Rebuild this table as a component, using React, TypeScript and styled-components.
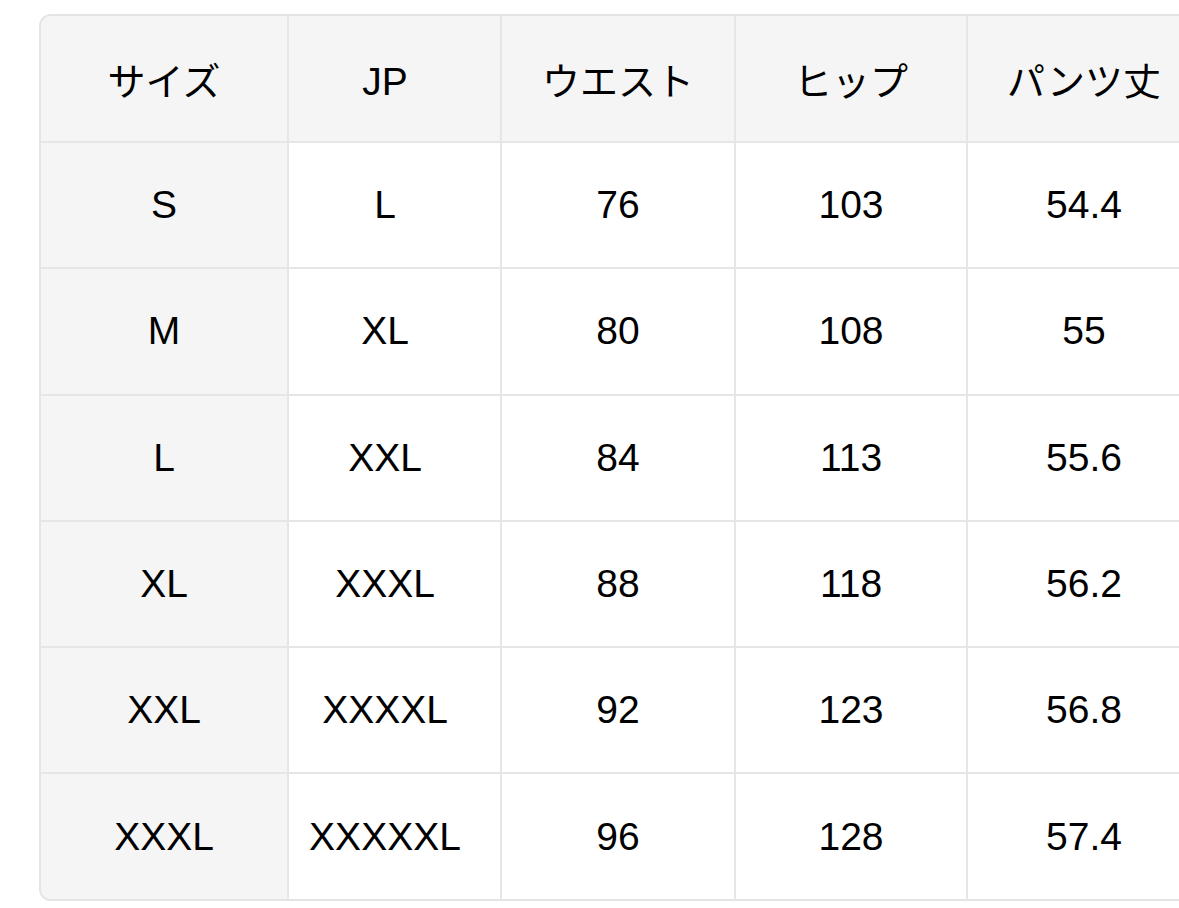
import React from "react";
import styled, { createGlobalStyle } from "styled-components";

const GlobalStyle = createGlobalStyle`
  html, body {
    margin: 0;
    padding: 0;
    background: #fff;
    overflow: hidden;
  }
  body {
    font-family: "Liberation Sans", "Noto Sans CJK JP", sans-serif;
    color: #000;
  }
`;

const Page = styled.div`
  padding: 14px 0 0 39px;
`;

const Frame = styled.div`
  width: 1138px;
  overflow: hidden;
  border: 2px solid #e4e4e4;
  border-right: none;
  border-radius: 12px 0 0 12px;
`;

const Table = styled.table`
  border-collapse: separate;
  border-spacing: 0;
  table-layout: fixed;
  width: 1161px;
`;

const Cell = styled.td<{ $shaded?: boolean; $last?: boolean; $nudge?: number }>`
  height: 124.3px;
  padding: 0 ${({ $nudge }) => $nudge ?? 0}px 0 0;
  text-align: center;
  vertical-align: middle;
  font-size: 39px;
  font-weight: 400;
  background: ${({ $shaded }) => ($shaded ? "#f5f5f5" : "#fff")};
  border-right: 2px solid #e6e6e6;
  border-bottom: ${({ $last }) => ($last ? "none" : "2px solid #e6e6e6")};
`;

const HeadCell = styled(Cell).attrs({ as: "th" })`
  height: 125px;
  background: #f5f5f5;
  font-family: "Noto Sans CJK JP", "Liberation Sans", sans-serif;
  font-weight: 400;
  font-size: 38px;
`;

const Latin = styled.span`
  font-family: "Liberation Sans", sans-serif;
  font-weight: 400;
  font-size: 39px;
`;

const widths = [248, 213, 234, 232, 234];
// the JP column sits a little left of its centre in the original
const nudges = [0, 19, 0, 0, 0];
const headers = ["サイズ", "JP", "ウエスト", "ヒップ", "パンツ丈"];
const rows = [
  ["S", "L", "76", "103", "54.4"],
  ["M", "XL", "80", "108", "55"],
  ["L", "XXL", "84", "113", "55.6"],
  ["XL", "XXXL", "88", "118", "56.2"],
  ["XXL", "XXXXL", "92", "123", "56.8"],
  ["XXXL", "XXXXXL", "96", "128", "57.4"],
];

const App: React.FC = () => (
  <Page>
    <GlobalStyle />
    <Frame>
      <Table>
        <colgroup>
          {widths.map((w, i) => (
            <col key={i} style={{ width: w }} />
          ))}
        </colgroup>
        <thead>
          <tr>
            {headers.map((h, ci) => (
              <HeadCell key={h} $nudge={nudges[ci]}>
                {h === "JP" ? <Latin>{h}</Latin> : h}
              </HeadCell>
            ))}
          </tr>
        </thead>
        <tbody>
          {rows.map((r, ri) => (
            <tr key={r[0]}>
              {r.map((v, ci) => (
                <Cell
                  key={ci}
                  $shaded={ci === 0}
                  $last={ri === rows.length - 1}
                  $nudge={nudges[ci]}
                >
                  {v}
                </Cell>
              ))}
            </tr>
          ))}
        </tbody>
      </Table>
    </Frame>
  </Page>
);

export default App;
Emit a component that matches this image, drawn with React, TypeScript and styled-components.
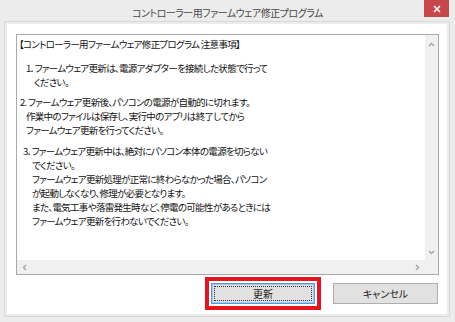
import React from 'react'
import styled, { createGlobalStyle } from 'styled-components'

const Global = createGlobalStyle`
  html, body {
    margin: 0;
    padding: 0;
    background: #ececec;
  }
  * {
    box-sizing: border-box;
  }
`

const Window = styled.div`
  width: 455px;
  height: 322px;
  background: #ececec;
  display: flex;
  flex-direction: column;
  font-family: 'Noto Sans CJK JP', 'Noto Sans', sans-serif;
  font-feature-settings: 'palt';
  overflow: hidden;
`

const TitleBar = styled.div`
  height: 24px;
  display: grid;
  grid-template-columns: 1fr auto 1fr;
  align-items: start;
`

const Title = styled.div`
  grid-column: 2;
  padding-top: 6px;
  font-size: 10px;
  line-height: 13px;
  color: #4a4a4a;
  letter-spacing: -0.5px;
`

const CloseButton = styled.div`
  grid-column: 3;
  justify-self: end;
  margin-right: 6px;
  width: 25px;
  height: 17px;
  background: #c7474b;
  display: flex;
  align-items: center;
  justify-content: center;
`

const Client = styled.div`
  flex: 1;
  margin: 0 8px 8px 7px;
  background: #fff;
  box-shadow: 0 0 0 2px #ececec, 0 0 0 3px #d8d8d8;
  padding: 10px 8px 10px 9px;
  display: flex;
  flex-direction: column;
  gap: 8px;
`

const TextBox = styled.div`
  height: 241px;
  border: 1px solid #a9a9a9;
  display: grid;
  grid-template-columns: 1fr 13px;
  grid-template-rows: 1fr 14px;
`

const Content = styled.div`
  padding: 2px 0 0 2px;
  font-size: 9.5px;
  line-height: 14px;
  letter-spacing: -0.7px;
  color: #111;
  white-space: pre;
  overflow: hidden;
`

const Line = styled.div<{ $indent: number; $gap?: number }>`
  padding-left: ${(p) => p.$indent}px;
  margin-top: ${(p) => p.$gap ?? 0}px;
`

const ScrollBar = styled.div<{ $horizontal?: boolean }>`
  background: #f0f0f0;
  display: flex;
  flex-direction: ${(p) => (p.$horizontal ? 'row' : 'column')};
  justify-content: space-between;
  align-items: center;
  padding: ${(p) => (p.$horizontal ? '0 4px 0 4px' : '6px 0 4px 0')};
`

const Corner = styled.div`
  background: #f0f0f0;
`

const ButtonRow = styled.div`
  display: flex;
  justify-content: flex-end;
  gap: 18px;
  padding-right: 1px;
`

const Button = styled.button<{ $focused?: boolean; $width: number }>`
  width: ${(p) => p.$width}px;
  height: 21px;
  margin: 0;
  padding: 0;
  background: #e1e1e1;
  border: 1px solid ${(p) => (p.$focused ? '#4f9be0' : '#adadad')};
  box-shadow: ${(p) => (p.$focused ? 'inset 0 0 0 1px #9ccbf2' : 'none')};
  font-family: inherit;
  font-feature-settings: 'palt';
  font-size: 10px;
  color: #222;
  display: flex;
  align-items: center;
  justify-content: center;
  position: relative;
`

const FocusRect = styled.span`
  position: absolute;
  inset: 2px;
  border: 1px dotted #333;
`

const Highlight = styled.div`
  outline: 4px solid #e5141f;
  outline-offset: 2px;
  display: flex;
`

const Chevron = ({ dir }: { dir: 'up' | 'down' | 'left' | 'right' }) => {
  const rot = { up: 0, right: 90, down: 180, left: 270 }[dir]
  return (
    <svg width="7" height="7" viewBox="0 0 7 7" style={{ transform: `rotate(${rot}deg)` }}>
      <path d="M1 5 L3.5 2.5 L6 5" fill="none" stroke="#a3a3a3" strokeWidth="1.4" />
    </svg>
  )
}

const lines: { text: string; indent: number; gap?: number }[] = [
  { text: '【コントローラー用ファームウェア修正プログラム 注意事項】', indent: 0 },
  { text: '1．ファームウェア更新は、電源アダプターを接続した状態で行って', indent: 7, gap: 10 },
  { text: 'ください。', indent: 15 },
  { text: '2. ファームウェア更新後、パソコンの電源が自動的に切れます。', indent: 1, gap: 6 },
  { text: '作業中のファイルは保存し、実行中のアプリは終了してから', indent: 7 },
  { text: 'ファームウェア更新を行ってください。', indent: 7 },
  { text: '3．ファームウェア更新中は、絶対にパソコン本体の電源を切らない', indent: 4, gap: 7 },
  { text: 'でください。', indent: 13 },
  { text: 'ファームウェア更新処理が正常に終わらなかった場合、パソコン', indent: 13 },
  { text: 'が起動しなくなり、修理が必要となります。', indent: 13 },
  { text: 'また、電気工事や落雷発生時など、停電の可能性があるときには', indent: 13 },
  { text: 'ファームウェア更新を行わないでください。', indent: 13 },
]

export default function App() {
  return (
    <>
      <Global />
      <Window>
        <TitleBar>
          <Title>コントローラー用ファームウェア修正プログラム</Title>
          <CloseButton>
            <svg width="8" height="8" viewBox="0 0 8 8">
              <path d="M1 1 L7 7 M7 1 L1 7" stroke="#fff" strokeWidth="1.6" />
            </svg>
          </CloseButton>
        </TitleBar>
        <Client>
          <TextBox>
            <Content>
              {lines.map((l, i) => (
                <Line key={i} $indent={l.indent} $gap={l.gap}>
                  {l.text}
                </Line>
              ))}
            </Content>
            <ScrollBar>
              <Chevron dir="up" />
              <Chevron dir="down" />
            </ScrollBar>
            <ScrollBar $horizontal>
              <Chevron dir="left" />
              <Chevron dir="right" />
            </ScrollBar>
            <Corner />
          </TextBox>
          <ButtonRow>
            <Highlight>
              <Button $focused $width={104}>
                <FocusRect />
                更新
              </Button>
            </Highlight>
            <Button $width={105}>キャンセル</Button>
          </ButtonRow>
        </Client>
      </Window>
    </>
  )
}
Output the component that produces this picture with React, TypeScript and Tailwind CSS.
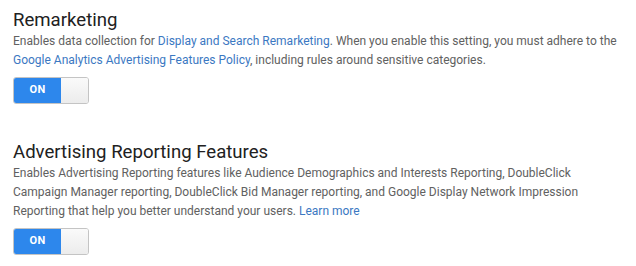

- Exercise: Out of the records, collect only those lines that contain the string "TypeScript".

- Task result:
Rebuild this table as a component, using React, TypeScript and styled-components.
Emit a component that matches this image, drawn with React, TypeScript and styled-components.
Output the component that produces this picture with React, TypeScript and Tailwind CSS.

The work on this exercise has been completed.